PubChem is a gold mine for chemists and biologists on the hunt for new drugs. As the world’s largest public database of small-molecule screening data, it warehouses thousands of experiments on hundreds of thousands of compounds with millions of values.

Yet the worth of the repository of chemical compounds and their potential use as therapeutic agents has been limited because researchers cannot easily search or compare the voluminous data sets it contains, nor integrate them with other data sources.

Until now.
The work of Stephan Schürer, Ph.D., and Vance Lemmon, Ph.D., powered by a federal stimulus grant, is now enabling scientists to access and analyze complex biological datasets in just minutes.

Just 18 months after receiving a $1.5 million National Institutes of Health stimulus grant, Stephan Schürer, Ph.D., research assistant professor of molecular and cellular pharmacology, and Vance Lemmon, Ph.D., professor of neurological surgery and the Walter G. Ross Distinguished Chair in Developmental Neuroscience, and their team of programmers and computer scientists have developed and released an ontology for bioassays and the accompanying software, which is enabling scientists to retrieve, analyze, and compare PubChem’s diverse biological data sets in minutes.

A controlled vocabulary that enables computers to decipher complex concepts and relationships, the Bioassay Ontology resolves the key problem the Schürer-Lemmon team set out to tackle: the lack of standardization of entries in the PubChem or other chemical-compound databases. When researchers upload screening results to the PubChem library, they do so without annotations or with ad hoc annotations, making it impossible for a computer to search the assays or answer complex queries about them.

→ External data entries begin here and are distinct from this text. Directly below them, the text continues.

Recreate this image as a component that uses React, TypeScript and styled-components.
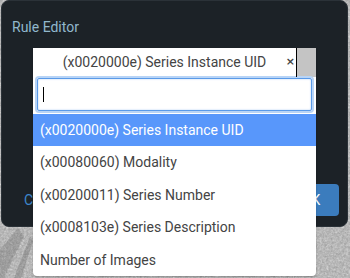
import React from "react";
import styled, { createGlobalStyle } from "styled-components";

const Global = createGlobalStyle`
  html, body { margin: 0; padding: 0; }
  body {
    width: 350px;
    height: 278px;
    overflow: hidden;
    background: #9c9c9c;
    font-family: Roboto, "Liberation Sans", Arial, sans-serif;
  }
`;

const Stage = styled.div`
  position: relative;
  width: 350px;
  height: 278px;
  overflow: hidden;
`;

const Texture = styled.svg`
  position: absolute;
  inset: 0;
  width: 350px;
  height: 278px;
`;

const Modal = styled.div`
  position: relative;
  margin-left: 1px;
  width: 347px;
  height: 227px;
  box-sizing: border-box;
  background: #1c2227;
  border: 1px solid #2b3238;
  border-radius: 8px;
  display: flex;
  flex-direction: column;
  padding: 18px 8px 0 10px;
`;

const Title = styled.div`
  font-size: 14px;
  color: #91b8cd;
  line-height: 16px;
`;

const Body = styled.div`
  flex: 1;
`;

const Footer = styled.div`
  display: flex;
  justify-content: space-between;
  align-items: center;
  padding: 0 0 10px 12px;
`;

const CancelLink = styled.span`
  font-size: 14px;
  color: #3c87cb;
`;

const OkButton = styled.div`
  width: 56px;
  height: 32px;
  border-radius: 4px;
  background: #3b7cbd;
  color: #ffffff;
  font-size: 14px;
  display: flex;
  align-items: center;
  justify-content: center;
`;

const Dropdown = styled.div`
  position: absolute;
  left: 33px;
  top: 48px;
  width: 283px;
  height: 228px;
  background: #ffffff;
  border-radius: 0 0 4px 4px;
  box-shadow: 0 1px 2px rgba(0, 0, 0, 0.25);
  display: flex;
  flex-direction: column;
`;

const Header = styled.div`
  display: flex;
  height: 30px;
`;

const HeaderText = styled.div`
  flex: 1;
  display: flex;
  align-items: center;
  justify-content: center;
  font-size: 14px;
  color: #444;
  border-right: 1px solid #000;
  position: relative;
`;

const Clear = styled.span`
  position: absolute;
  right: 1px;
  top: 8px;
  font-size: 11px;
  line-height: 12px;
  font-weight: bold;
  color: #444;
  font-family: "DejaVu Sans", sans-serif;
`;

const ArrowBox = styled.div`
  width: 19px;
  background: #c4c4c4;
`;

const SearchWrap = styled.div`
  padding: 1px 4px 3px 4px;
`;

const Search = styled.div`
  height: 33px;
  box-sizing: border-box;
  border: 1px solid #5a9ae8;
  box-shadow: 0 0 0 2px #b8d4f6, inset 0 0 2px #a9c9f2;
  border-radius: 2px;
  display: flex;
  align-items: center;
  padding-left: 5px;
`;

const Caret = styled.span`
  width: 1px;
  height: 15px;
  background: #000;
`;

const List = styled.div`
  display: flex;
  flex-direction: column;
`;

const Item = styled.div<{ $active?: boolean }>`
  height: 32.5px;
  display: flex;
  align-items: center;
  padding-left: 7px;
  font-size: 14px;
  color: ${(p) => (p.$active ? "#ffffff" : "#444444")};
  background: ${(p) => (p.$active ? "#5897fb" : "transparent")};
`;

const items = [
  "(x0020000e) Series Instance UID",
  "(x00080060) Modality",
  "(x00200011) Series Number",
  "(x0008103e) Series Description",
  "Number of Images",
];

export default function App() {
  return (
    <Stage>
      <Global />
      <Texture viewBox="0 0 350 278" preserveAspectRatio="none">
        <filter id="n">
          <feTurbulence type="fractalNoise" baseFrequency="0.45" numOctaves="3" seed="4" />
          <feColorMatrix type="saturate" values="0" />
          <feComponentTransfer>
            <feFuncR type="linear" slope="0.6" intercept="0.35" />
            <feFuncG type="linear" slope="0.6" intercept="0.35" />
            <feFuncB type="linear" slope="0.6" intercept="0.35" />
          </feComponentTransfer>
        </filter>
        <rect width="350" height="278" filter="url(#n)" />
        <path d="M0 250 L18 228 L24 236 L4 278 L0 278 Z" fill="#444" opacity="0.22" />
        <path d="M14 278 L30 236 L33 241 L21 278 Z" fill="#333" opacity="0.2" />
      </Texture>
      <Modal>
        <Title>Rule Editor</Title>
        <Body />
        <Footer>
          <CancelLink>Cancel</CancelLink>
          <OkButton>OK</OkButton>
        </Footer>
      </Modal>
      <Dropdown>
        <Header>
          <HeaderText>
            (x0020000e) Series Instance UID
            <Clear>×</Clear>
          </HeaderText>
          <ArrowBox />
        </Header>
        <SearchWrap>
          <Search>
            <Caret />
          </Search>
        </SearchWrap>
        <List>
          {items.map((t, i) => (
            <Item key={t} $active={i === 0}>
              {t}
            </Item>
          ))}
        </List>
      </Dropdown>
    </Stage>
  );
}
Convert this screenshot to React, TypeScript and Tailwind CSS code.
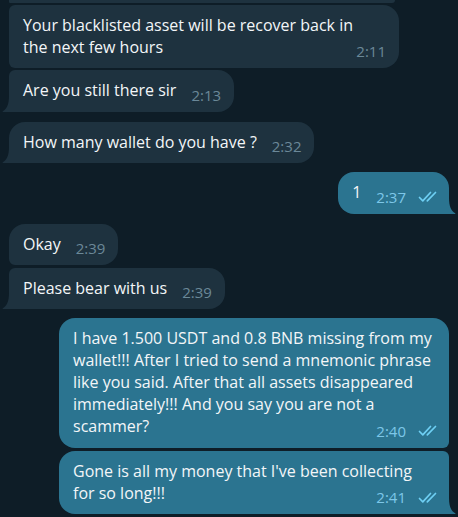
import React from "react";

type Side = "in" | "out";

function Checks() {
  return (
    <svg width="22" height="12" viewBox="0 0 22 12" fill="none" className="inline-block">
      <path d="M1.5 6.5 L4.8 9.8 L12.5 1.5" stroke="#6ecff3" strokeWidth="1.7" strokeLinecap="round" strokeLinejoin="round" />
      <path d="M9.3 9.8 L17.5 1.5" stroke="#6ecff3" strokeWidth="1.7" strokeLinecap="round" strokeLinejoin="round" />
    </svg>
  );
}

function Tail({ side }: { side: Side }) {
  if (side === "in") {
    return (
      <svg width="10" height="16" viewBox="0 0 10 16" className="absolute -left-[7px] bottom-0">
        <path d="M7 0 C7 8 5 13 0.8 15.3 Q0 16 1.2 16 H10 V0 Z" fill="#1e323f" />
      </svg>
    );
  }
  return (
    <svg width="10" height="16" viewBox="0 0 10 16" className="absolute -right-[7px] bottom-0">
      <path d="M3 0 C3 8 5 13 9.2 15.3 Q10 16 8.8 16 H0 V0 Z" fill="#2b7490" />
    </svg>
  );
}

function Bubble({
  side,
  children,
  time,
  rounded,
  tail,
  wide,
  mt,
}: {
  side: Side;
  children: React.ReactNode;
  time: string;
  rounded: string;
  tail?: boolean;
  wide?: boolean;
  mt: string;
}) {
  const isIn = side === "in";
  return (
    <div
      className={`relative flow-root text-[16px] leading-[22px] ${mt} ${rounded} ${wide ? "w-[390px]" : "max-w-[390px]"} ${
        isIn ? "self-start bg-[#1e323f] pl-[14px] pr-[13px]" : "self-end bg-[#2b7490] pl-[14px] pr-[9px]"
      } pt-[9px] pb-[9px]`}
    >
      <span className="whitespace-nowrap text-[#f3f6f8]">{children}</span>
      <span
        className={`float-right ml-[15px] mt-[8.4px] flex h-[15px] items-center gap-[12px] text-[15px] leading-[15px] ${
          isIn ? "text-[#6b8898]" : "text-[#7dc7e8]"
        }`}
      >
        <span>{time}</span>
        {!isIn && <Checks />}
      </span>
      {tail && <Tail side={side} />}
    </div>
  );
}

export default function App() {
  return (
    <div
      className="flex h-[517px] w-[458px] flex-col overflow-hidden bg-[#0e1d27] pl-[9px] pr-[9px]"
      style={{ fontFamily: '"Open Sans", "Noto Sans", sans-serif' }}
    >
      <div className="h-[3px] w-[386px] shrink-0 self-start rounded-bl-[6px] rounded-br-[16px] bg-[#1e323f]" />
      <Bubble side="in" time="2:11" rounded="rounded-[16px] rounded-tl-[6px] rounded-bl-[6px]" wide mt="mt-[2px]">
        Your blacklisted asset will be recover back in
        <br />
        the next few hours
      </Bubble>
      <Bubble side="in" time="2:13" rounded="rounded-[16px] rounded-tl-[6px] rounded-bl-none" tail mt="mt-[2px]">
        Are you still there sir
      </Bubble>
      <Bubble side="in" time="2:32" rounded="rounded-[16px] rounded-bl-none" tail mt="mt-[10px]">
        How many wallet do you have ?
      </Bubble>
      <Bubble side="out" time="2:37" rounded="rounded-[16px] rounded-br-none" tail mt="mt-[9px]">
        1
      </Bubble>
      <Bubble side="in" time="2:39" rounded="rounded-[16px] rounded-bl-[6px]" mt="mt-[10px]">
        Okay
      </Bubble>
      <Bubble side="in" time="2:39" rounded="rounded-[16px] rounded-tl-[6px] rounded-bl-none" tail mt="mt-[3px]">
        Please bear with us
      </Bubble>
      <Bubble side="out" time="2:40" rounded="rounded-[16px] rounded-br-[6px]" wide mt="mt-[9px]">
        I have 1.500 USDT and 0.8 BNB missing from my
        <br />
        wallet!!! After I tried to send a mnemonic phrase
        <br />
        like you said. After that all assets disappeared
        <br />
        immediately!!! And you say you are not a
        <br />
        scammer?
      </Bubble>
      <Bubble side="out" time="2:41" rounded="rounded-[16px] rounded-tr-[6px] rounded-br-none" tail wide mt="mt-[3px]">
        Gone is all my money that I've been collecting
        <br />
        for so long!!!
      </Bubble>
    </div>
  );
}
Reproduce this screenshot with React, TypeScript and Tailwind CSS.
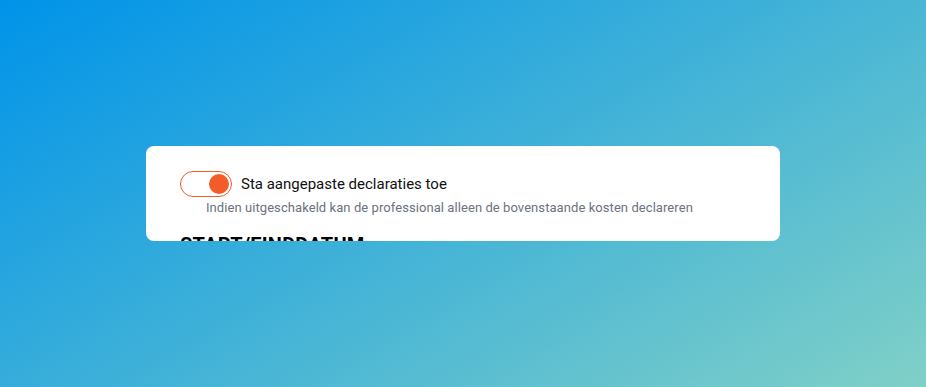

“Humans know my mother’s mother is my grandmother, but unless I introduce the properties of relationships, the computer just knows grandmother as another word,’’ Schürer explains. “So in addition to terminology, we’re giving the computer basic knowledge of how assays are related. That way it can answer more interesting questions and identify other potentially relevant information. All we need is for people to use the terms.’’

How widely the ontology will be used remains to be seen, but there’s no doubt the Schürer-Lemmon team already has met the economic stimulus grant goal of producing a high-impact breakthrough quickly. Researchers now have the tools to rapidly identify compounds that may target a specific disease, accelerating the first phase of the cumbersome drug design process.